Country or territory of domicile

Total foreign flag fleet




No. of vessels

DWT (000) Tonnes

India

33

981

[ Source : UNCTAD Review Maritime Transport 2005 ]



Table 15
4.1.2 Two points may well be repeated at this juncture. The first is the moderating influence that a national fleet has on freight costs, which has been discussed in Chapter II. Moreover, it is the national fleet which can be depended upon in times of war, famine etc. Besides creation of job opportunities, development of ancillary industry, and contribution to GDP growth are aspects that individual establishments need not consider, but that nations must take appropriate measures to control the outgo of large amount of foreign exchange towards the freight bill. More importantly, security and self sufficiency issues must carry weight, and often long term national and economic interest has justified decisions when the immediate commercial profit is not obvious. Hence, the development of a national fleet of adequate strength is seen as a must to assist the country's trade and economy, and sufficient justification for a policy in support of greater acquisition of tonnage.
4.1.3 The other is the point that the Indian fleet should not be seen as a fleet of wholly Indian owned vessels. As the world flattens out, and mergers, acquisitions, consortia, joint ventures and multinational businesses widen markets and areas of operation in all fields of industry and service, there should be every reason to examine if the shipping sector can augment its contribution to the country’s GDP by a global presence. International shipping is an industry with very few entry barriers. As we move closer to capital account convertibility, our emphasis should shift to establishing a global presence and controlling the full logistics supply chain in international sea trade. Rather than a national fleet, our objective should be to put in place a policy to encourage and promote investments in international shipping services under the Indian flag, and to be proactive in changing legislation to permit it.
4.1.4 The example of other developing Asian countries would, on both counts, by their individual examples, support the theory that a long term strategy for GDP growth cannot afford to relegate to globally competing interests the provision of a system of transportation that carries 95% by volume and 70% by value of the exim trade of the country, and to thereby leave open to insecurity and the threat of lack of control in the event of an emergency the provision of such supplies as are essential for survival as energy, oil and gas. Similarly, a long term policy for GDP growth cannot ignore the potential and the opportunity to the sector to take advantage of the boom in the global industry and fail to create conditions that permit it to compete globally. Recognising this, the draft policy on Shipping that has been under discussion by the Ministry has set for itself the policy aim of expansion of Indian tonnage.

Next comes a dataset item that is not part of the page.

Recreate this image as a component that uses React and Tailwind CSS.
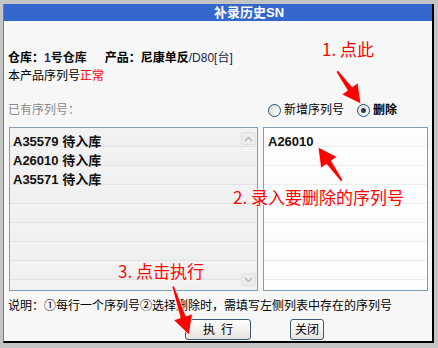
import React from "react";

const font = { fontFamily: '"Liberation Sans", "Noto Sans CJK SC", sans-serif' };
const handFont = { fontFamily: '"Noto Sans CJK SC", sans-serif' };

// red arrow polygon from tail to tip
function arrowPoints(tx, ty, hx, hy, shaft = 3, headLen = 19, headW = 10) {
  const dx = hx - tx;
  const dy = hy - ty;
  const len = Math.hypot(dx, dy);
  const ux = dx / len;
  const uy = dy / len;
  const px = -uy;
  const py = ux;
  const bx = hx - ux * headLen;
  const by = hy - uy * headLen;
  const pts = [
    [tx + px * shaft * 0.4, ty + py * shaft * 0.4],
    [bx + px * shaft, by + py * shaft],
    [bx + px * headW, by + py * headW],
    [hx, hy],
    [bx - px * headW, by - py * headW],
    [bx - px * shaft, by - py * shaft],
    [tx - px * shaft * 0.4, ty - py * shaft * 0.4],
  ];
  return pts.map((p) => p.join(",")).join(" ");
}

function Radio({ checked }) {
  return (
    <span className="w-[13px] h-[13px] rounded-full border border-[#1c5180] bg-gradient-to-br from-[#dcdcd5] to-white flex items-center justify-center">
      {checked && <span className="w-[5px] h-[5px] rounded-full bg-[#2d3c4a]" />}
    </span>
  );
}

function Note({ children, className }) {
  return (
    <div
      className={`absolute text-[17px] leading-none text-[#ff0000] whitespace-nowrap [text-shadow:0_0_2px_#fff,0_0_2px_#fff] ${className}`}
      style={handFont}
    >
      {children}
    </div>
  );
}

export default function App() {
  const rows = ["A35579", "A26010", "A35571"];
  return (
    <div className="w-[438px] h-[348px] bg-[#c4c4c4] pt-[4px] pl-[3px] pr-[4px] pb-[5px]" style={font}>
      <div className="relative h-full flex flex-col bg-[#f7f7f7] border-l border-[#7a7a7a] border-r-2 border-b-2 border-r-black border-b-black">
        {/* title */}
        <div className="h-[17px] bg-[#3467ce] text-white font-bold text-[13px] leading-[17px] pl-[210px]">
          补录历史SN
        </div>

        <div className="flex flex-col px-[4px] text-[12px] text-black">
          <div className="h-[28px]" />
          <div className="h-[18px] flex items-center whitespace-nowrap">
            <span className="font-bold">仓库：</span>
            <span className="font-bold text-[#111]">
              <span className="text-[#1a2a8c]">1</span>号仓库
            </span>
            <span className="font-bold ml-[18px]">产品：</span>
            <span className="font-bold">尼康单反</span>
            <span className="text-[#222244]">/D80[台]</span>
          </div>
          <div className="h-[18px] flex items-center">
            本产品序列号<span className="text-[#ff0000]">正常</span>
          </div>
          <div className="h-[16px]" />
          <div className="h-[18px] flex items-center">
            <span className="text-[#8a8a8a]">已有序列号：</span>
            <div className="ml-auto mr-[31px] flex items-center gap-[2px]">
              <Radio />
              <span className="ml-[1px]">新增序列号</span>
              <span className="w-[9px]" />
              <Radio checked />
              <span className="ml-[1px] font-bold">删除</span>
            </div>
          </div>
          <div className="h-[8px]" />

          {/* lists */}
          <div className="flex gap-[5px] h-[164px]">
            <div className="w-[249px] ml-[1px] flex border border-[#7f9db9] bg-[repeating-linear-gradient(to_bottom,#f3f3f3_0px,#efefef_18px,#e2e2e2_18px,#e2e2e2_19px)]">
              <div className="flex-1 pt-[4px] pl-[3px] font-bold text-[13px] text-[#111]">
                {rows.map((r) => (
                  <div key={r} className="h-[19px] leading-[19px]">
                    {r} 待入库
                  </div>
                ))}
              </div>
              <div className="w-[16px] flex flex-col justify-between py-[4px] pr-[1px]">
                <div className="h-[13px] w-[15px] rounded-[2px] bg-[#ececec] border border-[#e0e0e0] flex items-center justify-center">
                  <svg width="9" height="6" viewBox="0 0 9 6">
                    <path d="M1 5 L4.5 1.5 L8 5" fill="none" stroke="#b8b8b8" strokeWidth="1.5" />
                  </svg>
                </div>
                <div className="h-[13px] w-[15px] rounded-[2px] bg-[#ececec] border border-[#e0e0e0] flex items-center justify-center">
                  <svg width="9" height="6" viewBox="0 0 9 6">
                    <path d="M1 1 L4.5 4.5 L8 1" fill="none" stroke="#b8b8b8" strokeWidth="1.5" />
                  </svg>
                </div>
              </div>
            </div>
            <div className="flex-1 border border-[#7f9db9] bg-[repeating-linear-gradient(to_bottom,#ffffff_0px,#fbfbfb_18px,#ececec_18px,#ececec_19px)] pt-[4px] pl-[4px] font-bold text-[13px] text-[#111]">
              <div className="h-[19px] leading-[19px]">A26010</div>
            </div>
          </div>

          <div className="h-[27px] flex items-center mt-[1px] whitespace-nowrap">
            说明：①每行一个序列号②选择删除时，需填写左侧列表中存在的序列号
          </div>
          <div className="flex items-center h-[21px]">
            <button className="ml-[177px] w-[66px] h-[21px] rounded-[3px] border border-[#3c5a7a] bg-gradient-to-b from-white to-[#e6e3dc] text-[12px] tracking-[6px] pl-[6px]">
              执行
            </button>
            <button className="ml-[39px] w-[34px] h-[21px] rounded-[3px] border border-[#3c5a7a] bg-gradient-to-b from-white to-[#e6e3dc] text-[12px]">
              关闭
            </button>
          </div>
        </div>

        {/* annotations */}
        <Note className="left-[318px] top-[36px]">1. 点此</Note>
        <Note className="left-[229px] top-[184px]">2. 录入要删除的序列号</Note>
        <Note className="left-[114px] top-[258px]">3. 点击执行</Note>
        <svg className="absolute left-0 top-0 pointer-events-none" width="431" height="340" viewBox="0 0 431 340">
          <g fill="#ff0000" stroke="#ffffff" strokeWidth="0.8">
            <polygon points={arrowPoints(333, 67, 357, 100)} />
            <polygon points={arrowPoints(338, 177, 314, 143)} />
            <polygon points={arrowPoints(169, 282, 185, 331)} />
          </g>
        </svg>
      </div>
    </div>
  );
}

4.1.5 It is therefore, considered that the XIth Plan needs to deviate from the approach of the Xth, and fix targets for the shipping sector that will guide the development of a well defined strategy for growth, and enable the monitoring and assessment of its contribution to the GDP.


4.2 Target Fixation



4.2.1 The Indian fleet on 1.4.2006 comprised 739 vessels of 8.46 m.gt. INSA expects that about 374 vessels of 3.79 m.gt would need to be scrapped over the next 5 years for crossing 25 years, as well as for being single hull.
4.2.2 Three scenarios of 5-year tonnage growth targets have been presented by INSA, as hereunder:
Case-I (10 m.gt)

To achieve a target of 10 m.gt (approx. 830 vessels based on existing tonnage per ship averages) at the end of next 5 years would involve further addition of 279 ships of 4.16 m.gt to the Indian fleet over and above the new acquisitions/replacements of 560 ships of 4.67m.gt.


Case-II (12 m.gt)

To achieve a target of 12 m.gt (approx. 955 vessels) at the end of next 5 years would involve further addition of 404 ships of 6.16 m.gt to the Indian fleet over and above the new acquisitions/replacements of 560 ships of 4.67 m.gt.



Case-III (15 m.gt)

To achieve a target of 15 m.gt (approx. 1160 vessels) at the end of next 5 years would involve further addition of 609 ships of 9.16 m.gt to the Indian fleet over and above the new acquisitions/replacements of 560 ships of4.67 m.gt.